We recently analyzed a brand running 122 active ads. On paper it had five formats and three funnel stages, which sounds diverse. But 61% of the classified creative sat in a single cell, one persona at the mid-funnel stage in a lifestyle format. When we looked closer, 23 of the ads were the exact same combination. Same persona, same stage, same format, same aspirational offer. Top-of-funnel had two ads total. Only 6% of the account carried a real offer, and only 16% carried any social proof.

That brand did not have a volume problem. It had a diversity problem wearing a volume costume.

Why this quietly kills accounts

  • You fatigue your audience fast. Twenty-three versions of one idea wear out the same people at the same time. Frequency climbs, click-through drops, and you end up blaming the algorithm.
  • You cap your own scale. Meta's delivery system is hungry for variety, so one idea only finds you one kind of buyer.
  • You go invisible to everyone else. When every ad speaks to one persona at one stage with one claim, the other personas you could be serving never hear from you.

Run the audit on yourself

Pull your active ads and tag each one honestly. Note the persona, the funnel stage, the format, the offer, the hook, the product claim, and the objection it answers. Then look for the collapse.

  • Is any persona and stage cell over 40% of your ads?
  • Does every persona get all three funnel stages, or is one persona carrying the whole account?
  • How many genuinely different product claims are you making, or is it one spec restated?
  • Is your top-of-funnel starved while retargeting is bloated?

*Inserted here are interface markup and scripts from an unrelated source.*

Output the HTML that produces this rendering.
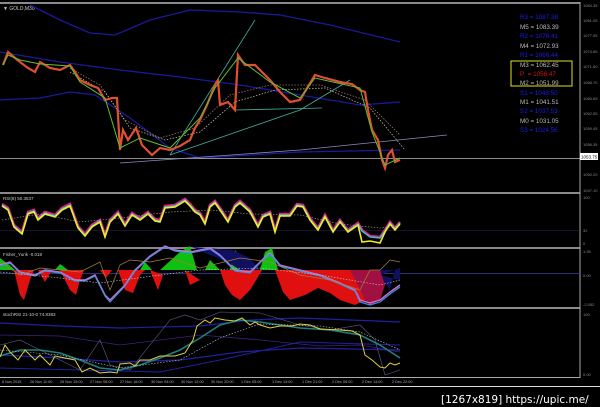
<!DOCTYPE html>
<html><head><style>
html,body{margin:0;padding:0;background:#000;width:600px;height:407px;overflow:hidden;font-family:"Liberation Sans",sans-serif}
</style></head><body>
<svg width="600" height="407" viewBox="0 0 600 407" xmlns="http://www.w3.org/2000/svg" font-family="Liberation Sans, sans-serif">
<rect width="600" height="407" fill="#000"/>
<g fill="#8a8a8a">
<rect x="0" y="2" width="580" height="2"/>
<rect x="0" y="192" width="580" height="2"/>
<rect x="0" y="247" width="580" height="2"/>
<rect x="0" y="307" width="580" height="2"/>
</g>
<line x1="580" y1="2" x2="580" y2="378" stroke="#aaa" stroke-width="1"/>
<line x1="0" y1="377.5" x2="580" y2="377.5" stroke="#aaa"/>
<line x1="0" y1="386.5" x2="600" y2="386.5" stroke="#ddd"/>
<text x="3" y="10" fill="#ccc" font-size="5">▼ GOLD,M30</text>
<polyline fill="none" stroke="#1a1a9a" stroke-width="1.3" points="30,5 60,20 90,33 115,35 150,20 190,10 240,12 280,15 330,25 400,42"/>
<polyline fill="none" stroke="#1a1a9a" stroke-width="1.3" points="0,52 60,62 120,70 180,77 240,85 300,95 360,105 400,102"/>
<polyline fill="none" stroke="#1a1a9a" stroke-width="1.3" points="0,100 40,98 70,92 95,95 130,118 170,148 200,158 300,152 400,150"/>
<line x1="0" y1="158.5" x2="580" y2="158.5" stroke="#bbb" stroke-width="0.8"/>
<polyline fill="none" stroke="#8a8ac0" stroke-width="0.8" points="120,163 300,150 447,135"/>
<polyline fill="none" stroke="#40b0a0" stroke-width="0.8" points="170,155 255,20"/>
<polyline fill="none" stroke="#40b0a0" stroke-width="0.8" points="170,155 300,110 350,80"/>
<polyline fill="none" stroke="#40b0a0" stroke-width="0.8" points="235,110 322,108"/>
<polyline fill="none" stroke="#a07070" stroke-dasharray="1.5,1.5" stroke-width="0.8" points="70,68 100,85 125,120 160,138 195,128 230,95 270,85 320,85 365,100 400,135"/>
<polyline fill="none" stroke="#d0d0a0" stroke-dasharray="1.5,1.5" stroke-width="0.7" points="70,72 105,92 130,128 165,140 200,132 235,102 275,90 325,88 370,108 405,150"/>
<polyline fill="none" stroke="#e05030" stroke-width="2.2" points="3,65 8,52 15,58 20,62 28,68 35,72 40,62 50,68 60,70 70,65 75,72 80,80 90,85 98,88 105,100 112,98 117,98 120,150 123,130 128,140 136,128 142,145 152,155 160,148 170,150 180,146 190,140 195,128 200,120 207,105 215,85 218,80 220,105 228,102 235,110 238,55 245,65 255,65 262,72 270,80 280,92 290,102 300,100 306,90 315,75 325,78 340,82 352,84 360,90 365,92 368,110 372,130 378,140 382,160 385,168 388,155 392,150 395,162 400,160"/>
<polyline fill="none" stroke="#60c030" stroke-width="1" points="3,65 8,55 20,60 40,64 70,66 80,82 105,98 120,148 140,138 170,148 200,118 215,88 238,58 270,82 300,98 315,78 360,88 372,132 385,165 400,158"/>
<rect x="580" y="153" width="18" height="7" fill="#fff"/>
<text x="581" y="158.5" fill="#000" font-size="4.5">1053.75</text>
<g fill="#888" font-size="4">
<text x="583" y="7">1084.35</text><text x="583" y="22">1081.05</text><text x="583" y="37">1077.95</text><text x="583" y="53">1074.65</text><text x="583" y="68">1071.60</text><text x="583" y="84">1068.70</text><text x="583" y="100">1065.65</text><text x="583" y="115">1062.55</text><text x="583" y="130">1059.45</text><text x="583" y="146">1056.35</text><text x="583" y="176">1050.20</text><text x="583" y="192">1047.10</text>
</g>
<g font-size="6.3">
<text x="520" y="19" fill="#1c1ce8">R3 = 1087.38</text>
<text x="520" y="29" fill="#bbb">M5 = 1083.39</text>
<text x="520" y="38" fill="#1c1ce8">R2 = 1076.41</text>
<text x="520" y="48" fill="#bbb">M4 = 1072.93</text>
<text x="520" y="57" fill="#1c1ce8">R1 = 1066.44</text>
<text x="520" y="67" fill="#bbb">M3 = 1062.45</text>
<text x="520" y="76" fill="#e01010">P&#160;&#160;= 1058.47</text>
<text x="520" y="85" fill="#bbb">M2 = 1051.99</text>
<text x="520" y="95" fill="#1c1ce8">S1 = 1048.50</text>
<text x="520" y="104" fill="#bbb">M1 = 1041.51</text>
<text x="520" y="113" fill="#1c1ce8">S2 = 1037.53</text>
<text x="520" y="123" fill="#bbb">M0 = 1031.05</text>
<text x="520" y="132" fill="#1c1ce8">S3 = 1024.56</text>
</g>
<rect x="511" y="61" width="61" height="25" fill="none" stroke="#e0e020" stroke-width="1"/>
<text x="3" y="200" fill="#ccc" font-size="4.5">RSI(8) 50.3537</text>
<line x1="0" y1="230.5" x2="580" y2="230.5" stroke="#402060" stroke-width="0.6"/>
<polyline fill="none" stroke="#e02080" stroke-width="2.6" points="2,204 8,208 14,225 22,232 28,212 34,210 38,218 45,212 55,215 62,208 70,204 78,226 85,234 92,225 100,220 105,235 110,220 118,212 125,224 132,213 140,218 148,212 155,219 160,220 165,206 175,205 185,199 190,204 195,210 200,213 205,222 210,205 215,201 220,208 228,220 235,205 240,201 250,210 258,225 263,215 270,212 275,230 280,214 290,214 297,204 303,205 310,218 318,228 325,215 333,230 340,220 348,230 358,223 362,230 370,236 380,237 385,230 390,222 395,228 400,222"/>
<polyline fill="none" stroke="#40c0e0" stroke-width="1.4" points="2,205 8,209 14,226 22,233 28,213 34,211 38,219 45,213 55,216 62,209 70,205 78,227 85,235 92,226 100,221 105,236 110,221 118,213 125,225 132,214 140,219 148,213 155,220 160,221 165,207 175,206 185,200 190,205 195,211 200,214 205,223 210,206 215,202 220,209 228,221 235,206 240,202 250,211 258,226 263,216 270,213 275,231 280,215 290,215 297,205 303,206 310,219 318,229 325,216 333,231 340,221 348,231 358,224 362,231 370,237 380,238 385,231 390,223 395,229 400,223"/>
<polyline fill="none" stroke="#f0f020" stroke-width="1.6" points="2,206 8,210 14,227 22,234 28,214 34,212 38,220 45,214 55,217 62,210 70,206 78,228 85,236 92,227 100,222 105,237 110,222 118,214 125,226 132,215 140,220 148,214 155,221 160,222 165,208 175,207 185,201 190,206 195,212 200,215 205,224 210,207 215,203 220,210 228,222 235,207 240,203 250,212 258,227 263,217 270,214 275,232 280,216 290,216 297,206 303,207 310,220 318,230 325,217 333,232 340,222 348,232 358,225 362,242 370,241 380,243 385,232 390,224 395,230 400,224"/>
<polyline fill="none" stroke="#aaa" stroke-dasharray="1.5,1.5" stroke-width="0.6" points="2,220 40,214 80,222 120,218 170,212 210,210 250,214 300,215 340,224 380,228 400,226"/>
<g fill="#888" font-size="4"><text x="583" y="199">100</text><text x="583" y="232">32</text><text x="583" y="245">0</text></g>
<text x="3" y="256" fill="#ccc" font-size="4.5">Fisher_Yurik -0.018</text>
<line x1="0" y1="273.5" x2="580" y2="273.5" stroke="#4040a0" stroke-width="0.8"/>
<path fill="#10c010" d="M0,270 L0,258 L8,264 L15,270 Z M55,270 L60,264 L68,270 Z M140,270 L145,262 L152,270 Z M160,270 L180,252 L190,246 L197,270 Z M205,270 L210,260 L220,270 Z M230,270 L235,250 L240,256 L247,270 Z M260,270 L265,252 L272,248 L278,270 Z"/>
<path fill="#101060" d="M192,247 L210,255 L228,262 L240,270 L260,270 L250,258 L232,250 Z M210,250 L230,262 L245,262 Z M375,270 L390,290 L395,270 Z M380,275 L400,268 L400,280 Z"/>
<path fill="#e01010" d="M14,270 L20,295 L24,300 L30,280 L34,270 Z M38,270 L45,282 L52,270 Z M60,270 L70,290 L76,295 L80,280 L84,270 Z M100,270 L106,278 L112,270 Z M118,270 L125,290 L133,293 L140,275 L145,270 Z M150,270 L158,290 L163,275 Z M185,270 L190,285 L200,280 Z M220,270 L225,285 L232,295 L240,300 L250,290 L255,282 L262,270 Z M275,270 L283,292 L290,300 L305,295 L318,288 L330,293 L340,300 L355,305 L365,300 L370,285 L372,270 Z"/>
<path fill="#a01040" d="M350,270 L365,300 L370,305 L380,300 L385,285 L380,270 Z"/>
<polyline fill="none" stroke="#d070d0" stroke-width="1.4" points="0,265 10,262 20,272 35,275 45,270 60,272 75,280 85,280 95,275 105,295 110,300 125,285 135,270 150,256 165,246 175,250 190,252 210,248 220,255 235,270 250,272 262,260 270,253 280,265 300,270 320,275 340,283 355,290 360,300 370,303 380,300 390,292 400,285"/>
<polyline fill="none" stroke="#4090e0" stroke-width="1.2" points="0,266 10,263 20,273 35,276 45,271 60,273 75,281 85,281 95,276 105,296 110,302 125,286 135,271 150,257 165,247 175,251 190,253 210,249 220,256 235,271 250,273 262,261 270,254 280,266 300,271 320,276 340,284 355,291 360,302 370,305 380,302 390,294 400,287"/>
<polyline fill="none" stroke="#a08040" stroke-width="0.7" points="0,262 20,275 40,268 80,272 100,262 110,290 120,265 130,260 150,262 170,258 200,268 240,258 270,262 300,275 330,280 360,290 370,270 380,270 390,260 400,262"/>
<polyline fill="none" stroke="#ccc" stroke-dasharray="1.5,1.5" stroke-width="0.6" points="0,272 60,278 100,283 160,275 200,270 260,268 320,275 380,285 400,280"/>
<g fill="#888" font-size="4"><text x="583" y="253">1.95</text><text x="583" y="277">0.00</text><text x="583" y="306">-2.052</text></g>
<text x="3" y="316" fill="#ccc" font-size="4.5">stochRSI 21-10-0 74.8383</text>
<polyline fill="none" stroke="#2020a0" stroke-width="1.2" points="0,323 60,326 120,328 200,326 250,320 300,318 400,322"/>
<polyline fill="none" stroke="#2020a0" stroke-width="1.2" points="0,355 60,358 120,362 180,360 240,352 300,348 400,350"/>
<polyline fill="none" stroke="#2020a0" stroke-width="1" points="0,368 80,370 160,372 220,360 300,342 400,345"/>
<polyline fill="none" stroke="#402080" stroke-width="0.8" points="0,335 60,336 120,345 200,335 260,340 320,346 360,345 400,352"/>
<polyline fill="none" stroke="#208080" stroke-width="1.6" points="0,356 20,350 40,350 60,353 80,360 100,368 120,370 140,365 160,358 180,350 200,338 220,325 240,320 260,322 280,325 300,328 330,330 360,335 380,345 400,358"/>
<polyline fill="none" stroke="#606090" stroke-width="0.6" points="0,345 20,340 60,360 80,370 100,340 110,365 130,370 150,345 170,320 185,315 200,320 220,312 260,313 300,325 330,330 360,325 375,340 385,375 400,370"/>
<polyline fill="none" stroke="#e0d040" stroke-width="1" points="0,357 5,345 10,352 18,360 25,350 35,360 40,355 50,365 55,356 65,358 75,360 82,372 90,368 100,373 110,372 117,373 120,364 130,363 135,366 140,360 150,360 160,356 175,356 185,353 193,340 197,326 205,320 210,323 215,318 225,320 235,321 242,318 250,325 255,322 260,325 270,328 280,326 292,326 300,324 310,325 320,329 340,330 352,331 360,335 365,355 372,360 380,367 385,368 390,363 395,365 400,363"/>
<polyline fill="none" stroke="#ccc" stroke-dasharray="1.5,1.5" stroke-width="0.6" points="0,350 60,355 120,368 180,360 220,338 260,324 320,326 360,332 400,350"/>
<g fill="#888" font-size="4"><text x="583" y="316">100</text><text x="583" y="376">0.00</text></g>
<g fill="#aaa" font-size="3.8">
<text x="2" y="383">6 Nov 2015</text><text x="30" y="383">26 Nov 11:00</text><text x="60" y="383">26 Nov 19:00</text><text x="90" y="383">27 Nov 08:00</text><text x="120" y="383">27 Nov 16:00</text><text x="151" y="383">30 Nov 04:00</text><text x="181" y="383">30 Nov 12:00</text><text x="211" y="383">30 Nov 20:00</text><text x="241" y="383">1 Dec 05:00</text><text x="272" y="383">1 Dec 13:00</text><text x="302" y="383">1 Dec 21:00</text><text x="332" y="383">2 Dec 06:00</text><text x="362" y="383">2 Dec 14:00</text><text x="392" y="383">2 Dec 22:00</text>
</g>
<text x="441" y="403" fill="#fff" font-size="10.5" font-family="DejaVu Sans, sans-serif">[1267x819] https://upic.me/</text>
</svg>
</body></html>
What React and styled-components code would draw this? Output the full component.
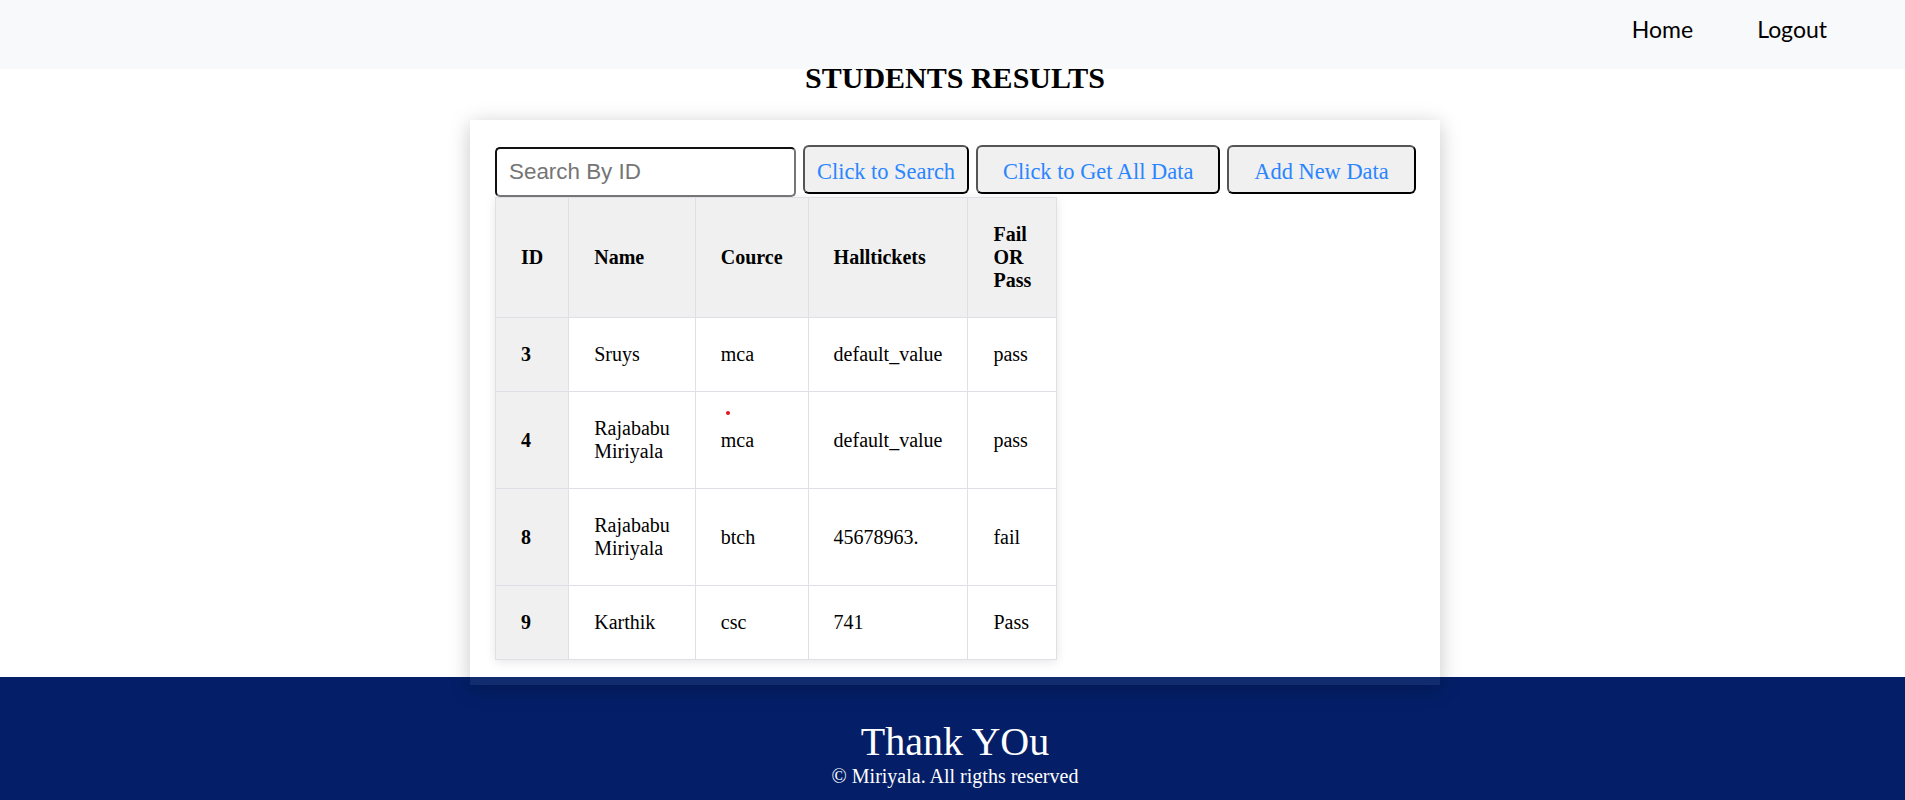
import React from "react";
import styled, { createGlobalStyle } from "styled-components";

const GlobalStyle = createGlobalStyle`
  html, body { margin: 0; padding: 0; background: #ffffff; }
  body { font-family: "Liberation Serif", "Times New Roman", serif; color: #000; }
  * { box-sizing: border-box; }
`;

const Page = styled.div`
  display: flex;
  flex-direction: column;
  min-height: 800px;
`;

const Header = styled.header`
  height: 69px;
  background: #f8f9fa;
  display: flex;
  justify-content: flex-end;
  align-items: flex-start;
  padding: 15px 78px 0 0;
`;

const Nav = styled.nav`
  display: flex;
  gap: 64px;
`;

const NavLink = styled.a`
  font-family: "Lato", "Noto Sans", sans-serif;
  font-size: 23px;
  color: #000;
  text-decoration: none;
  cursor: pointer;
`;

const Main = styled.main`
  display: flex;
  flex-direction: column;
  align-items: center;
  padding-left: 5px;
`;

const Title = styled.h1`
  margin: -8px 0 25px;
  font-size: 30px;
  font-weight: bold;
  text-align: center;
`;

const Card = styled.section`
  position: relative;
  z-index: 1;
  width: 970px;
  padding: 25px;
  margin-bottom: -8px;
  background: rgba(255, 255, 255, 0.06);
  box-shadow: 0 4px 20px rgba(0, 0, 0, 0.22);
`;

const Toolbar = styled.div`
  display: flex;
  align-items: flex-start;
  gap: 7px;
`;

const SearchInput = styled.input`
  width: 301px;
  height: 50px;
  margin-top: 2px;
  padding: 0 12px;
  border: 2px solid;
  border-color: #111 #767676 #767676 #111;
  border-radius: 5px;
  background: #fff;
  font-family: "Liberation Sans", Arial, sans-serif;
  font-size: 22.4px;
  outline: none;
  &::placeholder { color: #757575; }
`;

const ActionButton = styled.button`
  height: 49px;
  padding: 4px ${(p) => (p.$compact ? "12px" : "25px")} 0;
  border: 2px solid;
  border-color: #555 #000 #000 #555;
  border-radius: 6px;
  background: #f0f0f0;
  color: #2a85ff;
  font-family: "Liberation Serif", "Times New Roman", serif;
  font-size: 22.4px;
  white-space: nowrap;
  cursor: pointer;
`;

const Table = styled.table`
  width: min-content;
  border-collapse: collapse;
  font-size: 20px;
  box-shadow: 0 2px 10px rgba(0, 0, 0, 0.1);
`;

const HeadCell = styled.th`
  padding: 25px;
  border: 1px solid #dfe0e5;
  background: #f0f0f0;
  font-weight: bold;
  text-align: left;
  vertical-align: middle;
`;

const Cell = styled.td`
  position: relative;
  padding: 25px;
  border: 1px solid #dfe0e5;
  background: #fff;
  text-align: left;
  vertical-align: middle;
`;

const Marker = styled.span`
  position: absolute;
  left: 30px;
  top: 19px;
  width: 4px;
  height: 4px;
  border-radius: 50%;
  background: #e0141e;
`;

const Footer = styled.footer`
  margin-top: auto;
  background: #041f68;
  color: #fff;
  text-align: center;
  padding: 41px 0 36px 5px;
`;

const Thanks = styled.div`
  font-size: 40px;
`;

const Copy = styled.div`
  font-size: 20px;
`;

const rows = [
  { id: 3, name: "Sruys", cource: "mca", hall: "default_value", result: "pass" },
  { id: 4, name: "Rajababu Miriyala", cource: "mca", hall: "default_value", result: "pass", marker: true },
  { id: 8, name: "Rajababu Miriyala", cource: "btch", hall: "45678963.", result: "fail" },
  { id: 9, name: "Karthik", cource: "csc", hall: "741", result: "Pass" },
];

export default function App() {
  return (
    <>
      <GlobalStyle />
      <Page>
        <Header>
          <Nav>
            <NavLink>Home</NavLink>
            <NavLink>Logout</NavLink>
          </Nav>
        </Header>
        <Main>
          <Title>STUDENTS RESULTS</Title>
          <Card>
            <Toolbar>
              <SearchInput placeholder="Search By ID" />
              <ActionButton $compact>Click to Search</ActionButton>
              <ActionButton>Click to Get All Data</ActionButton>
              <ActionButton>Add New Data</ActionButton>
            </Toolbar>
            <Table>
              <thead>
                <tr>
                  <HeadCell>ID</HeadCell>
                  <HeadCell>Name</HeadCell>
                  <HeadCell>Cource</HeadCell>
                  <HeadCell>Halltickets</HeadCell>
                  <HeadCell>Fail OR Pass</HeadCell>
                </tr>
              </thead>
              <tbody>
                {rows.map((r) => (
                  <tr key={r.id}>
                    <HeadCell>{r.id}</HeadCell>
                    <Cell>{r.name}</Cell>
                    <Cell>
                      {r.marker && <Marker />}
                      {r.cource}
                    </Cell>
                    <Cell>{r.hall}</Cell>
                    <Cell>{r.result}</Cell>
                  </tr>
                ))}
              </tbody>
            </Table>
          </Card>
        </Main>
        <Footer>
          <Thanks>Thank YOu</Thanks>
          <Copy>© Miriyala. All rigths reserved</Copy>
        </Footer>
      </Page>
    </>
  );
}
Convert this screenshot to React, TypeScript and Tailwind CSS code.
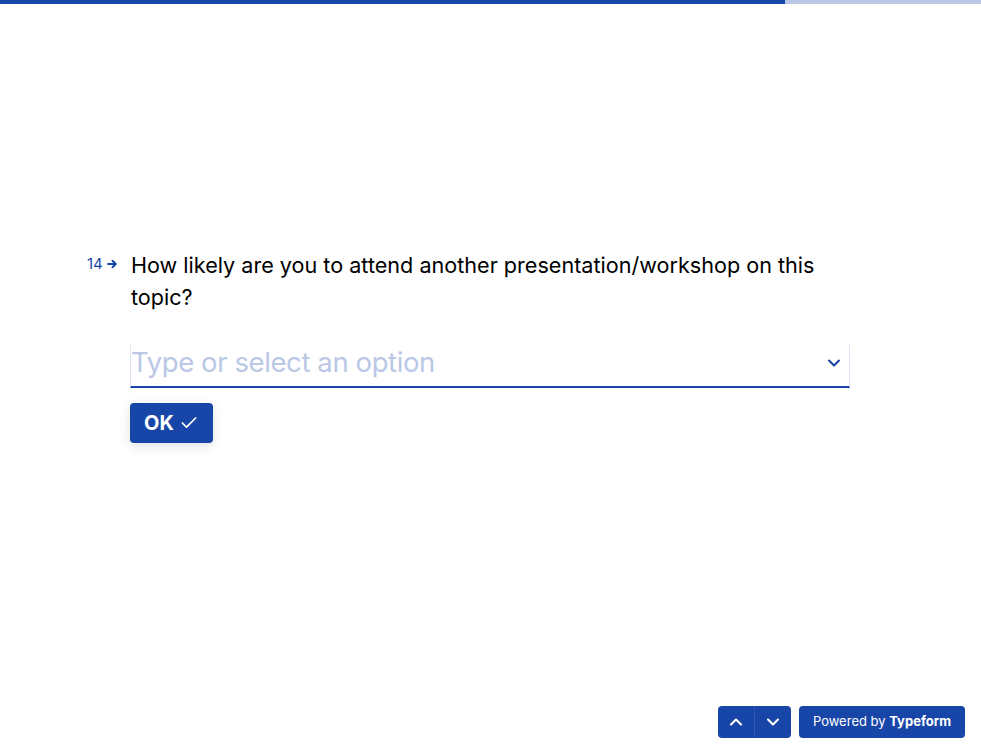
import { ChevronDown, ChevronUp, Check } from 'lucide-react';

export default function App() {
  return (
    <div className="relative w-[981px] h-[754px] bg-white overflow-hidden font-['Inter',sans-serif]">
      {/* progress */}
      <div className="flex h-1 w-full">
        <div className="w-[785px] bg-[#1846a8]" />
        <div className="flex-1 bg-[#bac8e6]" />
      </div>

      <div className="flex pt-[245px] pl-[87px]">
        <div className="flex items-center h-[30px] gap-[4px] text-[15px] text-[#1846a8] w-[44px]">
          <span>14</span>
          <svg width="11" height="10" viewBox="0 0 11 10" fill="none">
            <path d="M1 5h7.5M5.5 1.8L8.8 5 5.5 8.2" stroke="#1846a8" strokeWidth="2" strokeLinecap="round" strokeLinejoin="round" />
          </svg>
        </div>
        <div className="w-[720px] -ml-px">
          <h1 className="text-[21.6px] leading-[32px] text-black pl-px">
            How likely are you to attend another presentation/workshop on this topic?
          </h1>

          <div className="mt-[32px] flex items-center h-[43px] border-l border-r border-[#dde4f3] border-b-2 border-b-[#1846a8]">
            <span className="flex-1 text-[27.5px] tracking-[-0.4px] text-[#bac8e6] mb-[5px]">
              Type or select an option
            </span>
            <ChevronDown className="w-5 h-5 mr-[5px] mb-[6px] text-[#1846a8]" strokeWidth={2.5} />
          </div>

          <button className="mt-[15px] flex items-center gap-[5px] h-[40px] px-[14px] rounded bg-[#1846a8] text-white text-[20px] font-bold shadow-[0_3px_12px_rgba(0,0,0,0.12)]">
            OK
            <Check className="w-5 h-5" strokeWidth={2} />
          </button>
        </div>
      </div>

      <div className="absolute bottom-4 right-4 flex gap-2">
        <div className="flex h-8 rounded bg-[#1846a8] overflow-hidden">
          <button className="w-[37px] flex items-center justify-center border-r border-[#2e58b3]">
            <ChevronUp className="w-5 h-5 text-white" strokeWidth={2.5} />
          </button>
          <button className="w-9 flex items-center justify-center">
            <ChevronDown className="w-5 h-5 text-white" strokeWidth={2.5} />
          </button>
        </div>
        <button className="h-8 px-[14px] rounded bg-[#1846a8] text-white text-[13px]">
          Powered by <span className="font-bold">Typeform</span>
        </button>
      </div>
    </div>
  );
}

If the grid comes back lopsided, your next creative brief has already written itself, and it is not "make twenty more of the winner."

Coverage was always the metric

Volume was never the real metric. Coverage is. A hundred ads that say one thing to one person add up to a beautifully produced blind spot. The brands that actually scale run ads that reach different customers and meet them at different points in their journey. They are not re-dressing one ad a hundred times.